We were hosted by Care Channels on the Mindanao State University campus. The first night we spent the evening with a Muslim community to connect with some of the families whose members were students in the healthcare class.  The people who live in the home that we went to are the leaders of the community.  The community refers to them as Mommy and Daddy.  Mommy has a big laugh and welcoming personality.  She is also one of the people being trained by Peacebuilders as a health care volunteer.

The following day I packed medicines in the morning in preparation for our clinic and then joined Mei for the first class session.  I was nervous for the first session, but the students welcomed me quickly. I was the butt of many a joke when I tried to participate in activities by using my small knowledge of Tagalog words.  The focus of this month’s class was mostly about the effects of diarrhea, dehydration, cold and flu assessments and the use of home remedies.  The training for the volunteers occurs over 3 days a month and requires a year for completion. Two of the three days are in the classroom and focused on concept learning, while the third day is putting the learned concepts to use in a practical manner, a healthcare clinic.

For our practical clinic we set off for the clinic at 7 a.m.  I drove one of the vehicles to the clinic site. Driving here in the Philippines is very different from what I am used to in the U.S. It seemed that rather than organized traffic flow there was chaos, but as I drove I began to learn the principle rules of the road. Which are: don’t hit/kil anyone, fill the gap between yourself and the vehicle in front of you as quickly as possible, honk often to let people know of your location and intentions. We did arrive safely to the clinic. It was located in a rural community about 1 hour drive from the University campus.  We drove for about 3 miles off the main highway on muddy, bumpy, dirt roads up to the community.  A dentist and med tech supported the clinic by volunteering their services.

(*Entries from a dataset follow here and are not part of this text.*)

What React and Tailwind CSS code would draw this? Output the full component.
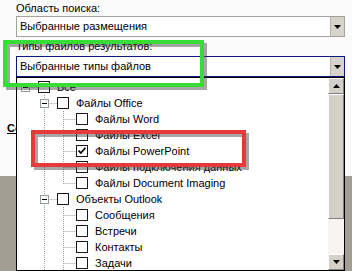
import React from 'react'

const rows = [
  { level: 0, guides: [], conn: 'none', exp: true, label: 'Все' },
  { level: 1, guides: [false], conn: 'mid', exp: true, label: 'Файлы Office' },
  { level: 2, guides: [false, true], conn: 'mid', label: 'Файлы Word' },
  { level: 2, guides: [false, true], conn: 'mid', label: 'Файлы Excel' },
  { level: 2, guides: [false, true], conn: 'mid', label: 'Файлы PowerPoint', checked: true },
  { level: 2, guides: [false, true], conn: 'mid', label: 'Файлы подключения данных' },
  { level: 2, guides: [false, true], conn: 'end', label: 'Файлы Document Imaging' },
  { level: 1, guides: [false], conn: 'mid', exp: true, label: 'Объекты Outlook' },
  { level: 2, guides: [false, true], conn: 'mid', label: 'Сообщения' },
  { level: 2, guides: [false, true], conn: 'mid', label: 'Встречи' },
  { level: 2, guides: [false, true], conn: 'mid', label: 'Контакты' },
  { level: 2, guides: [false, true], conn: 'mid', label: 'Задачи' },
]

const Arrow = ({ up }) => (
  <svg width="7" height="4" viewBox="0 0 7 4">
    <polygon points={up ? '0,4 7,4 3.5,0' : '0,0 7,0 3.5,4'} fill="#000" />
  </svg>
)

const Combo = ({ text, focused }) => (
  <div
    className={`ml-4 w-[329px] h-[21px] flex bg-white border ${
      focused ? 'border-[#0b1a7c]' : 'border-[#a5a29a]'
    }`}
  >
    <div className="flex-1 pl-[3px] flex items-center whitespace-nowrap">{text}</div>
    <div className="w-[14px] h-full bg-[#d6d3cc] border-l border-[#b8b5ad] flex items-center justify-center">
      <Arrow />
    </div>
  </div>
)

const Checkbox = ({ checked }) => (
  <div className="w-[12px] h-[12px] shrink-0 border border-[#1a1a1a] bg-white flex items-center justify-center">
    {checked && (
      <svg width="10" height="10" viewBox="0 0 10 10">
        <path d="M1.5 4.5 L3.8 7 L8.5 1.8" stroke="#000" strokeWidth="1.7" fill="none" />
      </svg>
    )}
  </div>
)

const TreeRow = ({ level, guides, conn, exp, checked, label }) => {
  const w = level * 19 + 21
  const cx = level * 19 + 8.5
  return (
    <div className="h-4 flex items-center">
      <svg width={w} height="16" className="shrink-0">
        {guides.map(
          (g, j) =>
            g && (
              <line key={j} x1={j * 19 + 8.5} y1="0" x2={j * 19 + 8.5} y2="16" stroke="#a0a0a0" strokeDasharray="1 1" />
            )
        )}
        {conn !== 'none' && (
          <line x1={cx} y1="0" x2={cx} y2={conn === 'mid' ? 16 : 9} stroke="#a0a0a0" strokeDasharray="1 1" />
        )}
        <line x1={cx} y1="8.5" x2={w} y2="8.5" stroke="#a0a0a0" strokeDasharray="1 1" />
        {exp && (
          <>
            <rect x={level * 19 + 4.5} y="4.5" width="8" height="8" fill="#fff" stroke="#919b9c" />
            <line x1={level * 19 + 6} y1="8.5" x2={level * 19 + 11} y2="8.5" stroke="#000" />
          </>
        )}
      </svg>
      <Checkbox checked={checked} />
      <span className="ml-[7px] whitespace-nowrap">{label}</span>
    </div>
  )
}

const SbButton = ({ up }) => (
  <div className="h-4 shrink-0 bg-[#d4d0c8] border border-t-white border-l-white border-r-[#808080] border-b-[#808080] flex items-center justify-center">
    <Arrow up={up} />
  </div>
)

const App = () => {
  return (
    <div className="relative w-[352px] h-[271px] overflow-hidden bg-[#fbfbfb] font-['Liberation_Sans',Arial,sans-serif] text-[11px] leading-[13px] text-black flex flex-col">
      <div className="pl-4 pt-[2px] h-4 shrink-0">Область поиска:</div>
      <Combo text="Выбранные размещения" />
      <div className="pl-4 mt-[3px] h-[13px] shrink-0">Типы файлов результатов:</div>
      <div className="mt-[3px]">
        <Combo text="Выбранные типы файлов" focused />
      </div>
      <div className="mt-[45px] pl-[7px] font-bold underline whitespace-nowrap">Сортировать по</div>
      <div className="mt-auto h-[95px] shrink-0 bg-[#a39e93]" />

      {/* dropdown list */}
      <div className="absolute left-4 top-[77px] w-[329px] h-[194px] bg-white border border-black flex">
        <div className="flex-1 overflow-hidden pt-[1px]">
          {rows.map((r) => (
            <TreeRow key={r.label} {...r} />
          ))}
        </div>
        <div className="w-4 flex flex-col">
          <SbButton up />
          <div className="h-[125px] shrink-0 bg-[#d4d0c8] border border-t-white border-l-white border-r-[#808080] border-b-[#808080]" />
          <div className="flex-1 bg-[#f6f5f1]" />
          <SbButton />
        </div>
      </div>

      {/* annotation boxes */}
      <div className="absolute left-[3px] top-[40px] w-[201px] h-[47px] border-4 border-[#38dc38] shadow-[3px_3px_0_rgba(60,60,60,0.45),inset_3px_3px_0_rgba(60,60,60,0.45)]" />
      <div className="absolute left-[31px] top-[130px] w-[215px] h-[37px] border-4 border-[#e63a3a] shadow-[3px_3px_0_rgba(60,60,60,0.45),inset_3px_3px_0_rgba(60,60,60,0.45)]" />
    </div>
  )
}

export default App
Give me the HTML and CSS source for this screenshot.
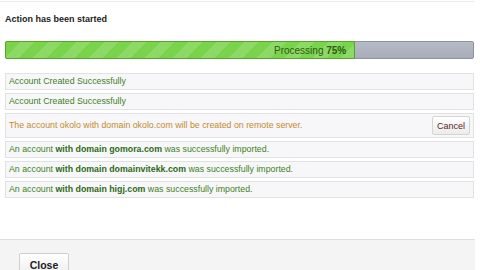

People who came to the clinic were mostly from the nearby village, but some walked hours to be seen. There were a large number from one Indigenous group in particular, the Teduray. After the clinic I learned more about their difficult history one in which they have experienced decades of on again off again displacement due to the armed conflict, illegal mining and illegal logging this has resulted in their being unable to establish permanent homes, secure communities, which in turn has robbed them of the opportunity for self-determination. Many of the patients that were seen in the clinic had common illnesses such as cold, cough or headache. There were some active TB cases in adults as well as malnourished or undernourished children.  There was one difficult case in the clinic that involved a 3 month-old baby who appeared to be severely malnourished because of a liver problem.  The story was heartbreaking the mother had been to the hospital, but the doctors there said the child was anemic and gave the mother some vitamins.  Mei said that anemia was just a symptom and that the underlying cause was the liver issue, but that since the woman can not afford treatment for her child she was given an easy diagnosis for her child and sent away.

I came away from the trip feeling excited at being allowed the opportunity to learn from Mei, to meet all the students, the supporters of Peacebuilders and to participate in the clinic. I appreciate the work of empowering a diverse group of people to be decision makers when it comes to their individual and communal health.